Since April 2015, Qantas has had a dress code for accessing their lounges, and in the past few years the airline has been in the news several times for this. Well, the airline is once again in the news for their lounge dress code, and in this case I think Qantas is wrong, or at a minimum unfairly inconsistent.
What is the dress code for Qantas Lounges?
There’s a dress code for Qantas Clubs and Qantas Business Lounges in Adelaide, Brisbane, Canberra, Melbourne, Perth, and Sydney. As these policies are described, they’re “intended to create an environment everyone can enjoy.”
With this policy, Qantas doesn’t allow:
- Thongs and bare feet
- Head-to-toe gym wear
- Beachwear (including boardshorts)
- Sleepwear (including ugg boots and slippers)
- Clothing featuring offensive images or slogans
- Revealing, unclean or torn clothing
Personally I don’t think a dress code is necessary for lounges, but then again, I also think it’s perfectly fine for Qantas to publish a dress code if they so choose. They’re not exactly asking a whole lot with these requirements.
Qantas’ latest dress code controversy
An American fitness model and former WWE star took to Twitter to complain about being denied access to the Qantas Business Lounge in Melbourne. As she described it:
In 2020 @qantas airlines Melbourne won’t allow a woman holding a business class ticket to enter their business lounge in active wear. My business IS fitness and an active lifestyle. Qantas prefers their women in a dress. #genderdiscrimination #qantas
In 2020 @qantas airlines Melbourne won’t allow a woman holding a business class ticket to enter their business class lounge in active wear. My business IS fitness and an active lifestyle. Qantas prefers their women in a dress. #genderdiscrimination #qantas pic.twitter.com/j7XbvKvBrY
— Eva Marie (@natalieevamarie) January 16, 2020
She then continued, as follows:
Clarification: This is NOT a dresscode Issue, I support a businesses right to enforce equitable dresscode standards. However, My husband was allowed in no problem wearing this. While I was kicked out wearing this. My issue is that standards should be equitably enforced @Qantas
Clarification: This is NOT a dresscode issue, I support a businesses right to enforce equitable dresscode standards. However, My husband was allowed in no problem wearing this. While I was kicked out wearing this. My issue is that standards should be equitably enforced @Qantas pic.twitter.com/HSbLVc4W62
— Eva Marie (@natalieevamarie) January 16, 2020
Why I think Qantas is in the wrong
Based on Eva Marie’s first Tweet, I thought she was off base and in the wrong. Qantas has a published dress code, and she was in violation of it, so that’s too bad for her.
But her second Tweet changed my mind. I don’t think it was wrong for her to be denied, but I do think there’s a double-standard when it comes to dress code, and I think she’s spot on for that.
It seems ridiculous that her husband would be allowed in the lounge, but she wouldn’t:
As far as I’m concerned, they’re both wearing head-to-toe gym wear. The logic seems to be that what her husband was wearing is also what someone might wear on a hot day in Australia while not at the gym, while that’s apparently not the case with her outfit.

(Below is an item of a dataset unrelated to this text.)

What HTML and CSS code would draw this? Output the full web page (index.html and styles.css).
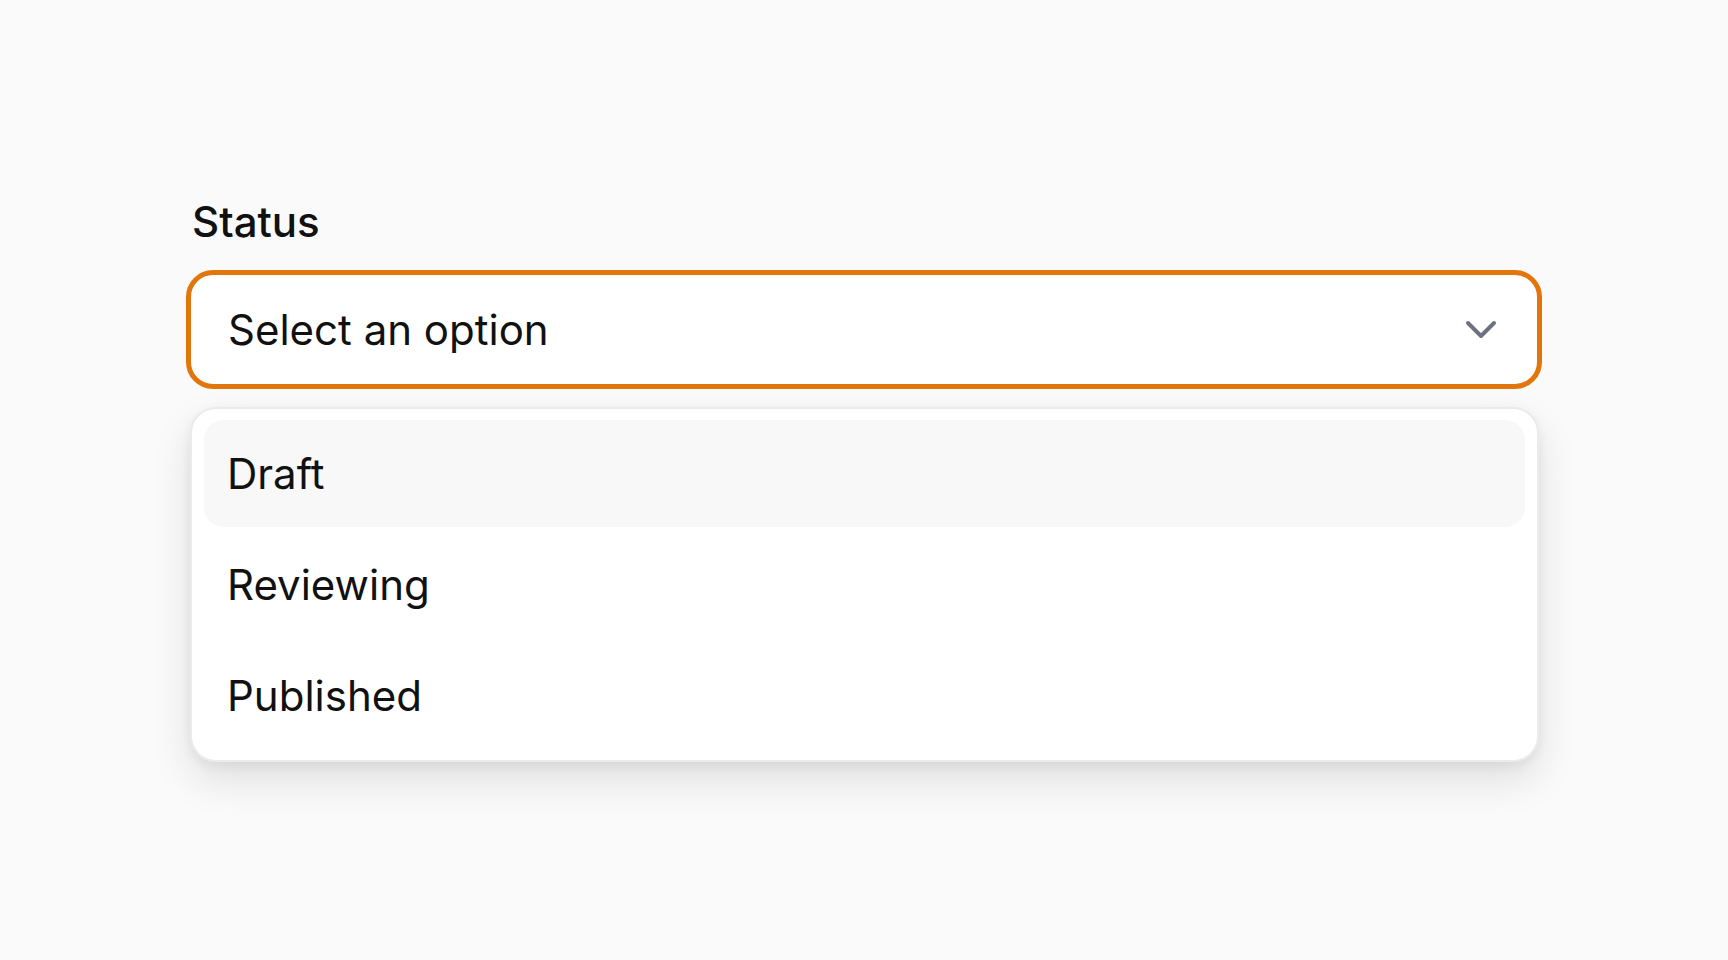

And that’s also where I think it’s fair to argue that there’s some level of gender discrimination here. They’re both wearing normal gym outfits, it’s just that men typically wear shorts and a t-shirt to the gym, while many women wear an outfit similar to Eva Marie’s.
There’s also a certain level of irony in “hi-vis uniforms” being allowed in the lounge, but the above not being allowed. I totally get the logic, since some people might be coming from work wearing hi-vis uniforms. However:
- That doesn’t exactly create “an environment everyone can enjoy” any more than gym wear, in my opinion
- When it comes down to it, wasn’t Eva Marie actually wearing a hi-vis work “uniform” as well? 😉
To me a lounge dress code just seems unnecessary and like it’s asking for problems. It’s one thing if business casual were required, or something, but it seems silly to have a dress code that still allows people to wear a t-shirt and shorts, while denying others for the type of outfit they’re wearing.
Sure, require people to have some sort of footwear and not to wear anything offensive. But beyond that, this just seems silly.
Qantas has been in the news many times for their lounge dress code, and in this case I think the complaint is valid. While I don’t think it was unreasonable to deny Eva Marie access to the lounge, it does seem unreasonable that her husband was let in with his outfit, as to me these are both very normal gym outfits.
However, for men there seems to be the excuse of “this is also something you can wear on a hot day,” while women apparently can’t use that excuse.
Do you think Qantas is being unfair with their lounge dress code enforcement?